Erwan Le Bec

Nous y sommes. Voilà un siècle que le clairon du cessez-le-feu a retenti d’Ypres à Belfort en passant par la célèbre clairière de Rethondes. La fin de quatre ans d’horreur qui ont chamboulé l’Histoire et dont les conséquences se lisent encore chaque jour: une Europe meurtrie et reléguée au deuxième plan, des régions vidées, des générations perdues, un Orient et des Balkans redécoupés par les grands d’alors. Et on en passe. La Suisse aussi en sort métamorphosée, plus divisée que jamais.

Un siècle plus tard, la Suisse a loupé une occasion de regarder ces années en face. La Confédération et nos autorités se sont bornées à évoquer la vaillante garde des frontières, et surtout à mettre en avant (à raison, attention) notre rôle neutre et humanitaire, ce dont Alain Berset est d’ailleurs appelé à témoigner ce week-end à Paris.
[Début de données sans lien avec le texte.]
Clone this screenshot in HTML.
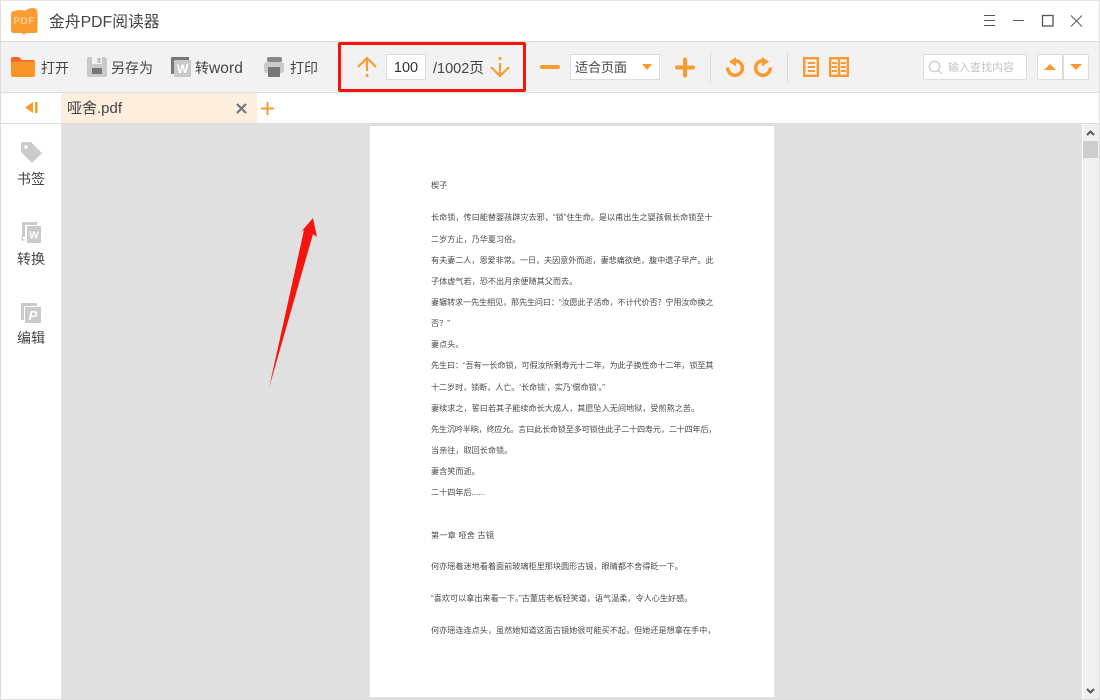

Merci à lui.

Ce n’est qu’une partie de l’histoire. Si la Suisse a été plus ou moins neutre, les Suisses, eux, ne l’ont pas été. Les archives françaises déclassifiées et compilées minutieusement par «24 heures» le montrent de manière glaçante. Dans les tranchées d’Argonne, de la Somme ou de la Marne, des milliers de Suisses se sont battus. Au moins 1901 sont tombés. Pour une certaine liberté, contre l’autoritarisme, allez savoir.

Sauf qu’en un siècle, tant nos autorités que nous-mêmes les avons oubliés. Qui se souvient du légionnaire Buvelot, gamin d’Aubonne, héros de guerre pour être tombé avec son fanion? On leur a pourtant promis, après-guerre, de conserver toujours leur souvenir. C’étaient des types comme vous et moi, aux jolis noms d’alors: Alfred Gaston, Ernest Auguste, Albert Célestin. Ils ont fréquenté les mêmes lieux que nous, grimpé au Chasseron, bu du blanc sur les mêmes terrasses du Léman, courtisé les mêmes filles dans les bals de campagne.

Mais eux sont morts comme personne. La guerre est une saloperie, disaient les poilus. Nos arrière-grands-pères ou oncles ont éclaté en morceaux sous les obus, crevé les pieds gelés ou asphyxiés par les gaz, quand ils ne se sont pas lentement vidés de leur sang, ventre ouvert, appelant en vain leur mère du fond d’un trou d’obus durant des heures et des heures.

Personne n’a le droit d’oublier ça.

S’il est peut-être trop tard pour rattraper des souvenirs familiaux perdus par un siècle, il est encore possible de développer une notion bien absente de notre tranquille démocratie directe: le devoir de mémoire. C’est aussi cela qui forme des citoyens.